Caribbean Racing On the Beach with the Workboat Regatta

The inspiring conclusion of all this is that Alexis’ adventure and successful completion of his boat has created enormous interest in traditional wooden boats. There is now a fleet of island-built wooden boats at every Antigua Classic Yacht Regatta. The chisels, hammers and caulking mallets are ringing again on the beach at Windward in Carriacou.

In the BVI, a Tortola sloop is taking shape in Jost van Dyke. Built to a design approximating traditional Tortola sloops, this particular project is using modern epoxy sheathing and fiberglass covered plywood decks, “to avoid the necessity of regular caulking, replacement of rotten planks, etc. where there are no longer skilled shipwrights,” explains Foxy Callwood whose inspiration it was.

In Trellis Bay Aragorn of the Trellis Bay Art Center has announced that construction of an island sloop will soon begin there.
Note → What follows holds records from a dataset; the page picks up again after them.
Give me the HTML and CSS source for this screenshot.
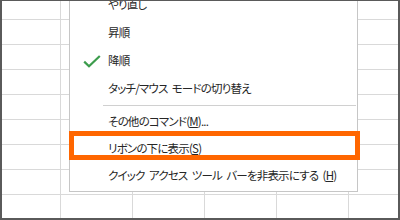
FILE: index.html
```html
<!DOCTYPE html>
<html lang="ja">
<head>
<meta charset="utf-8">
<link rel="stylesheet" href="styles.css">
</head>
<body>
<div class="sheet">
  <div class="menu">
    <div class="group">
      <div class="item"><span class="check"></span><span class="label">やり直し</span></div>
      <div class="item"><span class="check"></span><span class="label">昇順</span></div>
      <div class="item"><span class="check"><svg width="18" height="13" viewBox="0 0 18 13"><path d="M1.2 6.6 L6 11.2 L16.8 1" fill="none" stroke="#3c9c4c" stroke-width="2.2"/></svg></span><span class="label">降順</span></div>
      <div class="item"><span class="check"></span><span class="label">タッチ/マウス モードの切り替え</span></div>
    </div>
    <div class="sep"></div>
    <div class="group">
      <div class="item short"><span class="check"></span><span class="label">その他のコマンド(<u>M</u>)...</span></div>
      <div class="item short"><span class="check"></span><span class="label">リボンの下に表示(<u>S</u>)</span></div>
      <div class="item"><span class="check"></span><span class="label">クイック アクセス ツール バーを非表示にする (<u>H</u>)</span></div>
    </div>
  </div>
  <div class="highlight"></div>
</div>
</body>
</html>
```
FILE: styles.css
```css
html, body {
  margin: 0;
  padding: 0;
  background: #fff;
}
.sheet {
  position: relative;
  box-sizing: border-box;
  width: 400px;
  height: 220px;
  overflow: hidden;
  border-style: solid;
  border-color: #5a5a5a;
  border-width: 1px 2px 2px 2px;
  background-color: #fff;
  background-image:
    linear-gradient(to right, #d9d9d9 1px, transparent 1px),
    linear-gradient(to bottom, #d9d9d9 1px, transparent 1px);
  background-size: 72px 100%, 100% 25px;
  background-position: 58px 0, 0 18px;
  font-family: "Noto Sans CJK JP", "Noto Sans", sans-serif;
  font-size: 11.5px;
  color: #262626;
}
.menu {
  position: absolute;
  left: 67px;
  top: -11px;
  width: 287px;
  background: #fff;
  border: 1px solid #c6c6c6;
  padding-bottom: 1px;
  display: flex;
  flex-direction: column;
}
.item {
  height: 28px;
  display: flex;
  align-items: center;
}
.item.short {
  height: 27px;
}
.check {
  width: 38px;
  box-sizing: border-box;
  padding-left: 13px;
  display: flex;
  justify-content: flex-start;
}
.label {
  font-feature-settings: "palt";
  letter-spacing: -0.8px;
  word-spacing: 2.5px;
  line-height: 1;
  white-space: nowrap;
}
.label u {
  text-underline-offset: 1px;
}
.sep {
  height: 5px;
  display: flex;
  align-items: center;
  padding-left: 33px;
  padding-right: 1px;
}
.sep::after {
  content: "";
  flex: 1;
  height: 1px;
  background: #d0d0d0;
}
.highlight {
  position: absolute;
  left: 67px;
  top: 130px;
  width: 291px;
  height: 29px;
  box-sizing: border-box;
  border: 5px solid #ff6600;
}
```
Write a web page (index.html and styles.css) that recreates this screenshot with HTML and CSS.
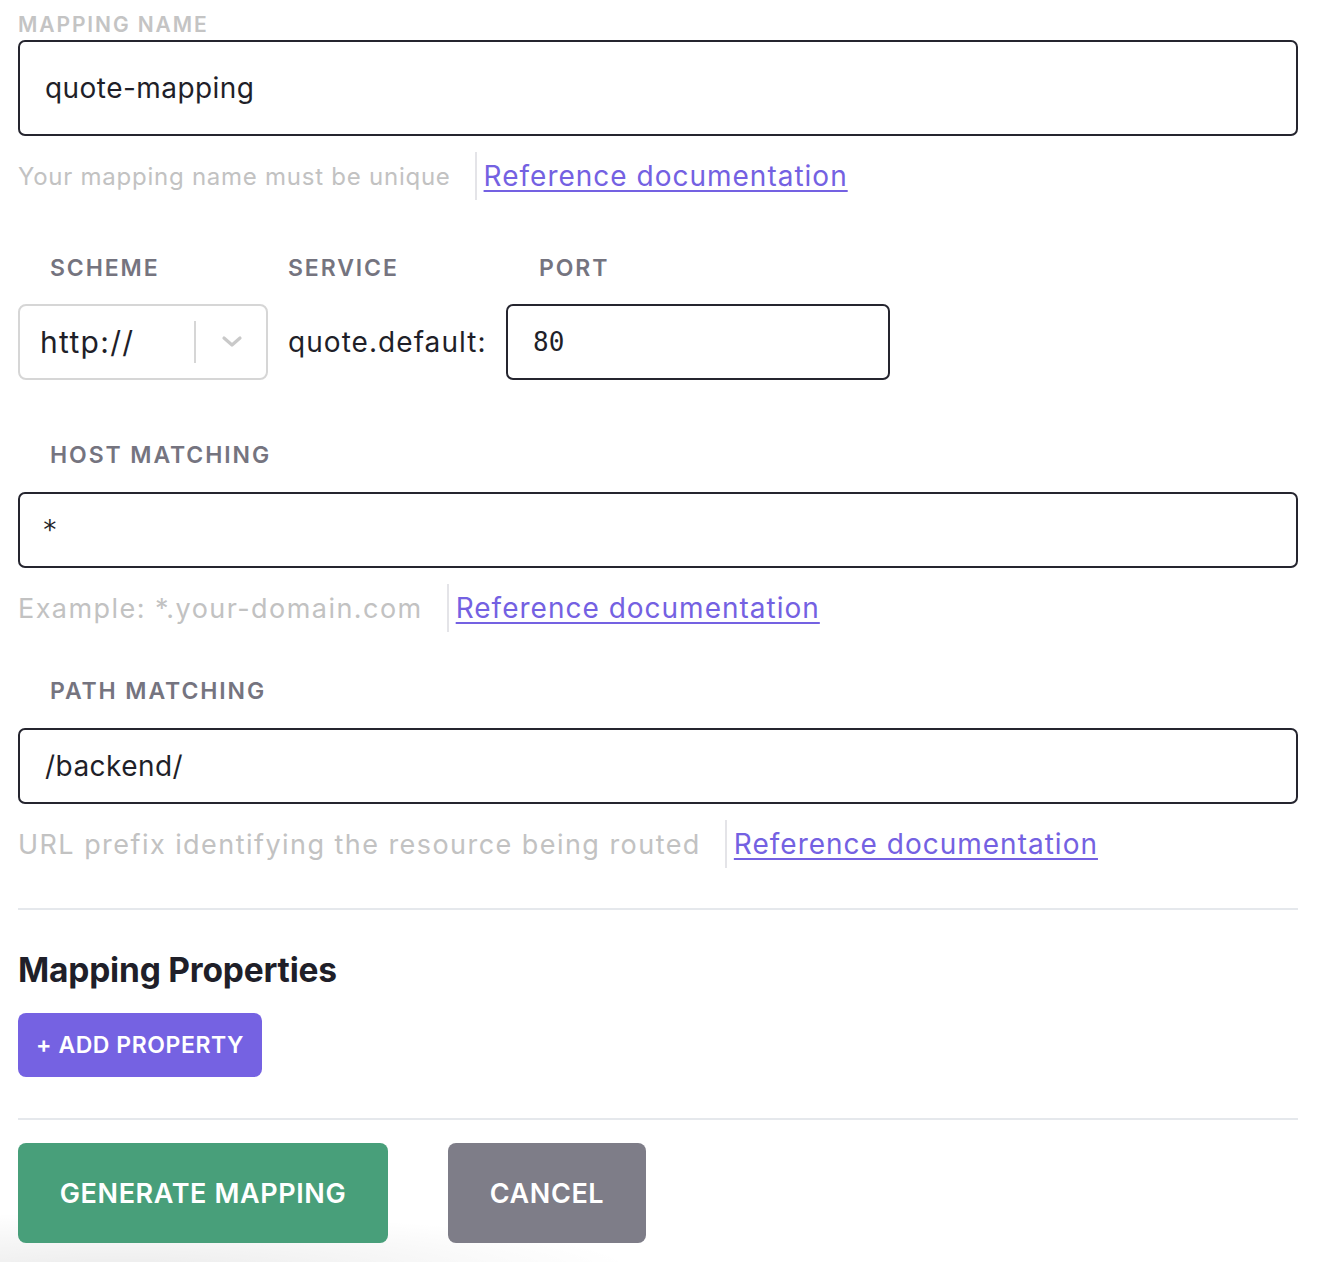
FILE: index.html
```html
<!DOCTYPE html>
<html lang="en">
<head>
<meta charset="utf-8">
<title>Mapping</title>
<link rel="stylesheet" href="styles.css">
</head>
<body>
<form class="form">
  <div class="top-label">MAPPING NAME</div>
  <div class="input input-tall"><span class="value">quote-mapping</span></div>
  <div class="helper">
    <span class="hint hint-small">Your mapping name must be unique</span>
    <span class="sep"></span>
    <a class="doc" href="#">Reference documentation</a>
  </div>

  <div class="target">
    <div class="label pad-scheme">SCHEME</div>
    <div class="label">SERVICE</div>
    <div class="label pad-port">PORT</div>
    <div class="select">
      <span class="select-value">http://</span>
      <span class="select-sep"></span>
      <svg class="chevron" width="22" height="14" viewBox="0 0 22 14"><path d="M3 3 L11 10 L19 3" fill="none" stroke="#c9c9c9" stroke-width="3.2" stroke-linecap="round" stroke-linejoin="round"/></svg>
    </div>
    <div class="service">quote.default:</div>
    <div class="input input-short"><span class="mono">80</span></div>
  </div>

  <div class="label section-label host-label">HOST MATCHING</div>
  <div class="input input-short input-star"><span class="mono">*</span></div>
  <div class="helper">
    <span class="hint">Example: *.your-domain.com</span>
    <span class="sep"></span>
    <a class="doc" href="#">Reference documentation</a>
  </div>

  <div class="label section-label path-label">PATH MATCHING</div>
  <div class="input input-short"><span class="value">/backend/</span></div>
  <div class="helper">
    <span class="hint">URL prefix identifying the resource being routed</span>
    <span class="sep"></span>
    <a class="doc" href="#">Reference documentation</a>
  </div>

  <hr class="rule rule-1">
  <h2 class="heading">Mapping Properties</h2>
  <button type="button" class="btn btn-add">+ ADD PROPERTY</button>
  <hr class="rule rule-2">
  <div class="actions">
    <button type="button" class="btn btn-big btn-generate">GENERATE MAPPING</button>
    <button type="button" class="btn btn-big btn-cancel">CANCEL</button>
  </div>
</form>
</body>
</html>
```

FILE: styles.css
```css
html {
  background: #ffffff;
}
body {
  margin: 0;
  min-height: 1262px;
  font-family: "Inter", "Noto Sans", sans-serif;
  color: #1f1f29;
  background: radial-gradient(ellipse 520px 60px at 120px 1272px, rgba(0,0,0,0.08), rgba(0,0,0,0) 100%);
  overflow: hidden;
}
.form {
  width: 1280px;
  padding-left: 18px;
  padding-top: 11px;
  box-sizing: content-box;
}
.top-label {
  font-size: 21px;
  font-weight: 600;
  color: #c4c4c4;
  letter-spacing: 1.9px;
  line-height: 28px;
  height: 29px;
}
.input {
  box-sizing: border-box;
  border: 2px solid #25252f;
  border-radius: 7px;
  display: flex;
  align-items: center;
  padding-left: 25px;
  background: #fff;
}
.input-star {
  padding-left: 22px;
}
.input-tall {
  height: 96px;
}
.input-short {
  height: 76px;
}
.value {
  font-size: 28px;
  letter-spacing: 0.45px;
  color: #1f1f29;
}
.mono {
  font-family: "DejaVu Sans Mono", "Liberation Mono", monospace;
  font-size: 26px;
  color: #1f1f29;
}
.helper {
  display: flex;
  align-items: center;
  height: 48px;
  margin-top: 16px;
}
.hint {
  font-size: 27px;
  color: #c2c2c2;
  letter-spacing: 1.45px;
}
.hint-small {
  font-size: 24px;
  letter-spacing: 0.75px;
}
.sep {
  width: 2px;
  align-self: stretch;
  background: #e4e4e8;
  margin: 0 7px 0 24px;
}
.doc {
  font-size: 28px;
  color: #7461e2;
  text-decoration: underline;
  text-underline-offset: 4px;
  text-decoration-thickness: 2px;
  letter-spacing: 1px;
}
.label {
  font-size: 23px;
  font-weight: 600;
  color: #75747f;
  letter-spacing: 1.9px;
  line-height: 30px;
}
.target {
  margin-top: 53px;
  display: grid;
  grid-template-columns: 250px 198px 384px;
  column-gap: 20px;
  row-gap: 21px;
  align-items: center;
}
.pad-scheme {
  padding-left: 32px;
}
.pad-port {
  padding-left: 33px;
}
.select {
  box-sizing: border-box;
  height: 76px;
  border: 2px solid #d6d6d6;
  border-radius: 8px;
  display: flex;
  align-items: center;
  padding-left: 20px;
}
.select-value {
  font-size: 30px;
  letter-spacing: 1.3px;
  color: #1f1f29;
  width: 154px;
}
.select-sep {
  width: 2px;
  height: 42px;
  background: #d6d6d6;
}
.chevron {
  margin-left: 25px;
}
.service {
  font-size: 28px;
  letter-spacing: 1.05px;
  color: #1f1f29;
  white-space: nowrap;
}
.section-label {
  padding-left: 32px;
  margin-bottom: 22px;
}
.host-label {
  margin-top: 60px;
}
.path-label {
  margin-top: 44px;
}
.rule {
  border: none;
  height: 2px;
  background: #e5e8ec;
  margin: 0;
}
.rule-1 {
  margin-top: 40px;
}
.heading {
  font-size: 33.5px;
  font-weight: 700;
  color: #1f1f29;
  margin: 40px 0 0;
  line-height: 40px;
  letter-spacing: -0.2px;
}
.btn {
  border: none;
  border-radius: 8px;
  color: #fff;
  font-family: "Inter", "Noto Sans", sans-serif;
  font-weight: 600;
  cursor: pointer;
  display: block;
}
.btn-add {
  margin-top: 23px;
  height: 64px;
  width: 244px;
  background: #7562e2;
  font-size: 23px;
  letter-spacing: 0.55px;
}
.rule-2 {
  margin-top: 41px;
}
.actions {
  display: flex;
  gap: 60px;
  margin-top: 23px;
}
.btn-big {
  height: 100px;
  font-size: 27px;
  letter-spacing: 0.6px;
}
.btn-generate {
  width: 370px;
  background: #489f7a;
}
.btn-cancel {
  width: 198px;
  background: #7e7d88;
}
```
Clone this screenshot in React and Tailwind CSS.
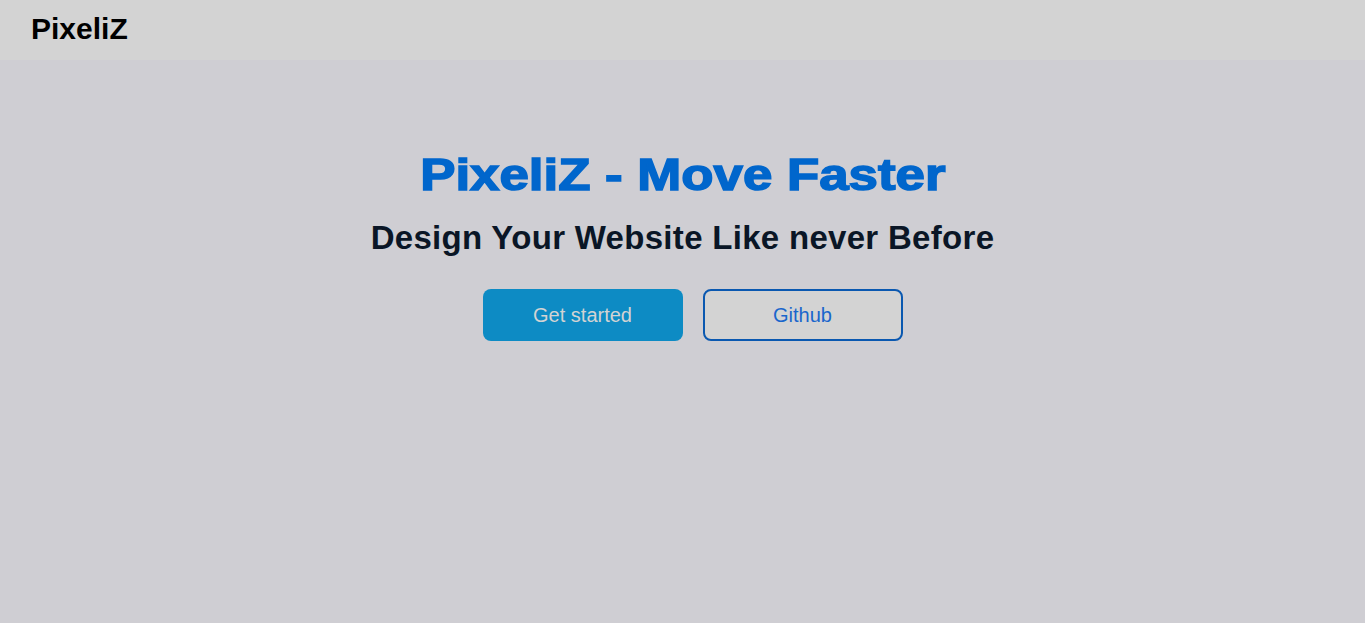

Aragorn was the driving force behind the Dominica-built Carib Canoe, Gli Gli, a traditional craft of the Carib people and a landmark classic vessel throughout the islands of the Caribbean.

This revival of wooden boat building in the Caribbean is an important part of reclaiming a peoples’ heritage. It may also prove to be the rebirth of a trading, and fishing lifestyle. In these days of spiraling fuel prices and environmental awareness, the need to harness the wind should elevate the wooden sailboat to its rightful place.

Julian Putley is the author of “The Drinking Man’s Guide to the BVI” and “Sunfun Calypso.”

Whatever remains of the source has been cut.